> _Given task_
Leave the pictures out. Retype exactly the lines below from the one containing "Clone this screenshot" through the one containing "import React from 'react';", and no others.

[Records with interface code]
— start —
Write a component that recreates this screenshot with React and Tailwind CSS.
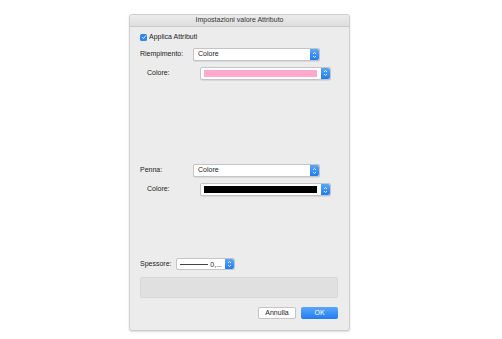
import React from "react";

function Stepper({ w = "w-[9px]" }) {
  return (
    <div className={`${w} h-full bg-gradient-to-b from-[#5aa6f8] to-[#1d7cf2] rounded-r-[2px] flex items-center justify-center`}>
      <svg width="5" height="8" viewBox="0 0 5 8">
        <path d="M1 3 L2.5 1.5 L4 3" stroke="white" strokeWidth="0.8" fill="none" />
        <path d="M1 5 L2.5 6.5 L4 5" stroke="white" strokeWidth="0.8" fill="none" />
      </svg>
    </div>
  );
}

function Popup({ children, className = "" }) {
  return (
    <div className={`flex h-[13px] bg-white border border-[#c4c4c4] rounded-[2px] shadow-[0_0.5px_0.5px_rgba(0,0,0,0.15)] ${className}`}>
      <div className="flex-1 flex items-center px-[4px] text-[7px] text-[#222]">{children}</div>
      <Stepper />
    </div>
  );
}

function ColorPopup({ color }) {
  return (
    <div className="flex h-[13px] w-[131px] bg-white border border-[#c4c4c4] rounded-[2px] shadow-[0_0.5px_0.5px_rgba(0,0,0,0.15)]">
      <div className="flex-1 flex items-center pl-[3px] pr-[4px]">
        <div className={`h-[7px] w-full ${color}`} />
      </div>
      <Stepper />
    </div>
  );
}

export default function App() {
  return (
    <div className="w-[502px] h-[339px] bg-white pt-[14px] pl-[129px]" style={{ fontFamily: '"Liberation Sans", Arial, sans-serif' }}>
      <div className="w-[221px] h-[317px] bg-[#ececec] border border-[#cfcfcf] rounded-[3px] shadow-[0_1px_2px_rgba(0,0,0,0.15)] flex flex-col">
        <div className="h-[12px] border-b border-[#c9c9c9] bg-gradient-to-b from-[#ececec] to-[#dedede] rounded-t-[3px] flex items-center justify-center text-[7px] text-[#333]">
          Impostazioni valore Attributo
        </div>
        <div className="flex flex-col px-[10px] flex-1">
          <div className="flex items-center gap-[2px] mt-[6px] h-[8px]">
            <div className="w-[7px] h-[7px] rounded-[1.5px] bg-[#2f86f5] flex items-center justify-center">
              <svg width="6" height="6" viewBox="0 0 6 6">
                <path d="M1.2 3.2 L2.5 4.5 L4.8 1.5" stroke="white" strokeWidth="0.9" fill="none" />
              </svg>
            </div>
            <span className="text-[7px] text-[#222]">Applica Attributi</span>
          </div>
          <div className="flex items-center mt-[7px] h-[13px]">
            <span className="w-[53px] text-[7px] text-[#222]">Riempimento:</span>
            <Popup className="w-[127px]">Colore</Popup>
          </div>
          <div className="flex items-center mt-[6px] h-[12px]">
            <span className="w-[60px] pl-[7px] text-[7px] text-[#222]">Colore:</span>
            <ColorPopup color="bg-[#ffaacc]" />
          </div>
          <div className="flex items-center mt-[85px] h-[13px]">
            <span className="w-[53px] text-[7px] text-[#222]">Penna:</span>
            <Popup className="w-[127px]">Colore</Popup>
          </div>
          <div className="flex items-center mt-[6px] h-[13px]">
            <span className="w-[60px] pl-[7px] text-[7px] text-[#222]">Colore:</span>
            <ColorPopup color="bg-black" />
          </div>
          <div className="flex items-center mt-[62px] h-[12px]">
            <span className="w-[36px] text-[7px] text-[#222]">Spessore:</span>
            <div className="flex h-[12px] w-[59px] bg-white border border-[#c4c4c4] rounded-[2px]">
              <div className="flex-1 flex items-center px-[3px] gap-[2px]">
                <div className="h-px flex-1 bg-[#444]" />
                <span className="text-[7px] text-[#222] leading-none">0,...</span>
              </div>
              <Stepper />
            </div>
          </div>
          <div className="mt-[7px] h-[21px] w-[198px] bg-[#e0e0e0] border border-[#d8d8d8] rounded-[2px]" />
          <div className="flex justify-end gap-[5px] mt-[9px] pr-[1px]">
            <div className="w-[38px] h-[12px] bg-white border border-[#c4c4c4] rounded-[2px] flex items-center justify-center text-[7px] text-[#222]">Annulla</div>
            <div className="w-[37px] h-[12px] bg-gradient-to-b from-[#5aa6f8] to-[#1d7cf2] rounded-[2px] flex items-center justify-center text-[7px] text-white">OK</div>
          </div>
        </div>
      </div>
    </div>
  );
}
— end —
— start —
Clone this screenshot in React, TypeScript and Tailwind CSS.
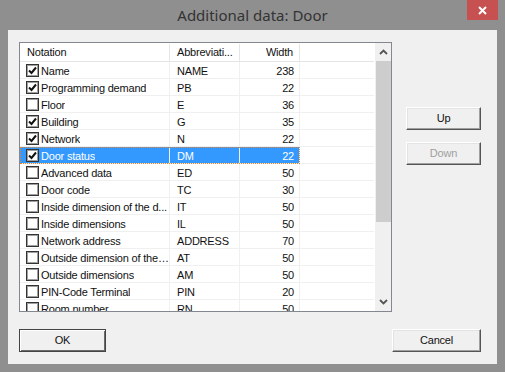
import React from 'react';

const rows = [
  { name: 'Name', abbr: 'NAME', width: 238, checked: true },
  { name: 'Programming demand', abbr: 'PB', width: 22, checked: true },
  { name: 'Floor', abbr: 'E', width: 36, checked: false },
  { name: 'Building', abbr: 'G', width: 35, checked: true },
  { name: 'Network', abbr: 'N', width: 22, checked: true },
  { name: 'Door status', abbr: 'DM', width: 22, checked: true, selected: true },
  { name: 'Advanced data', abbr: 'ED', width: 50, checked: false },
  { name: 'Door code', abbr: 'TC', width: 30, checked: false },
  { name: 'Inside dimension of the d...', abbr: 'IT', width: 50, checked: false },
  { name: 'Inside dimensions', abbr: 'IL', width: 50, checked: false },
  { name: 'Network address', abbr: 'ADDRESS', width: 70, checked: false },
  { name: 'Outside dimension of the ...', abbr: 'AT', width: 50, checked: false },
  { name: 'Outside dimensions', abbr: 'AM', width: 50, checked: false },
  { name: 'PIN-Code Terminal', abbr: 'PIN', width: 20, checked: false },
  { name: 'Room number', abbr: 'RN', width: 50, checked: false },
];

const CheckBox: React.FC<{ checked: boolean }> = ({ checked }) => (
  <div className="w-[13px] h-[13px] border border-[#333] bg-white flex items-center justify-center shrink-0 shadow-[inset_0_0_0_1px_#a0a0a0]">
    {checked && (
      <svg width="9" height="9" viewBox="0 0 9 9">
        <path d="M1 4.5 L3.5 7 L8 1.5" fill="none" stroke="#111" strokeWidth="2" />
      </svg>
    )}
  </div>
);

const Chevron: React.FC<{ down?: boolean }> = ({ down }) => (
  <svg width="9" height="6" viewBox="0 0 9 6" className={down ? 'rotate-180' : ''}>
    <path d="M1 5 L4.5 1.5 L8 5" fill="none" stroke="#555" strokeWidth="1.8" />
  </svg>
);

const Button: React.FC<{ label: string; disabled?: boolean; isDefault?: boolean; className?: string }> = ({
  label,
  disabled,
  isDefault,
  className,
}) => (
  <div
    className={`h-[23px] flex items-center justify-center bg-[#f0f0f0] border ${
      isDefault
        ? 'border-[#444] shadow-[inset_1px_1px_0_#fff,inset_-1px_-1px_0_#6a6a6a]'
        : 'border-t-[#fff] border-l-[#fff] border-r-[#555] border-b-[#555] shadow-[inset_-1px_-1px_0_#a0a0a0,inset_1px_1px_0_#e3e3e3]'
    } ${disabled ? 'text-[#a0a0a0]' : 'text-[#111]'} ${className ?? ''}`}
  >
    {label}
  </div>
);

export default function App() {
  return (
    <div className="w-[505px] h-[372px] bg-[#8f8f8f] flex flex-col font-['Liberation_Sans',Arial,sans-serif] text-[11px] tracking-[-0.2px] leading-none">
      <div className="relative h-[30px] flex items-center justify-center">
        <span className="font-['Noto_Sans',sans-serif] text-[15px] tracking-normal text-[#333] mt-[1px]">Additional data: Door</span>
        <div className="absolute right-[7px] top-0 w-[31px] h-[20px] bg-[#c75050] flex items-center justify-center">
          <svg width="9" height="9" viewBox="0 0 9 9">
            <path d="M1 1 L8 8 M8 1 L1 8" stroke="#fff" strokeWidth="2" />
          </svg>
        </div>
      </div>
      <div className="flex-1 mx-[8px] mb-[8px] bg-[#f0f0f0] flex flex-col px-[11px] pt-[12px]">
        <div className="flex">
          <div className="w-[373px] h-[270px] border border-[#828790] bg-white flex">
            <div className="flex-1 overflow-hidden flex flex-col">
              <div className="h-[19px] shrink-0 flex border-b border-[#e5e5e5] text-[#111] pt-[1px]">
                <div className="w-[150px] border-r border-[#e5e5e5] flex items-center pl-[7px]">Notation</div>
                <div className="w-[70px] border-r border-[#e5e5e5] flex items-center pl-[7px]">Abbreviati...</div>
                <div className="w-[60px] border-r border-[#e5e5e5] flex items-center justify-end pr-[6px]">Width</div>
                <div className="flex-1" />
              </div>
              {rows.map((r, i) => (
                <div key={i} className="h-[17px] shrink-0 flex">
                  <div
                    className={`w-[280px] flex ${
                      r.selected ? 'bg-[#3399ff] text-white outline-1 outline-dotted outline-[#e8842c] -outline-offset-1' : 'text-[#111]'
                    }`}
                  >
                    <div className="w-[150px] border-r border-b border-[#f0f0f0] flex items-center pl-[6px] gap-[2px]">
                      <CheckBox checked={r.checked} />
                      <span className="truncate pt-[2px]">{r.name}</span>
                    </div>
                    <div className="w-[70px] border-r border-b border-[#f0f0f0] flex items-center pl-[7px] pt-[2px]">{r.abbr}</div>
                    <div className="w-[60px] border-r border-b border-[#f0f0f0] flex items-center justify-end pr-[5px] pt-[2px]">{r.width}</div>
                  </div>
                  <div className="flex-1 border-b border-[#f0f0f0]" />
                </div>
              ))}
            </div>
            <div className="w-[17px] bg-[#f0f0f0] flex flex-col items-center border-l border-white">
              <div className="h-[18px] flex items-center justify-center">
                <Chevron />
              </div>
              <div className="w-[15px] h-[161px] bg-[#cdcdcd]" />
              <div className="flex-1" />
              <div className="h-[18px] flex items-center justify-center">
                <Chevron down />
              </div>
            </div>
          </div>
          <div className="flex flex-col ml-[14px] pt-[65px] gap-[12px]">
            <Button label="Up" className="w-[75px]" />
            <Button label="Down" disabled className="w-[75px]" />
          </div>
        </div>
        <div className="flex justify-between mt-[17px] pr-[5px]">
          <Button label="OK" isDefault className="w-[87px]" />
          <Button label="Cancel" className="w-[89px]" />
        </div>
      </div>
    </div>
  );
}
— end —
> _Correct response_
Clone this screenshot in React, TypeScript and Tailwind CSS.
import React from 'react';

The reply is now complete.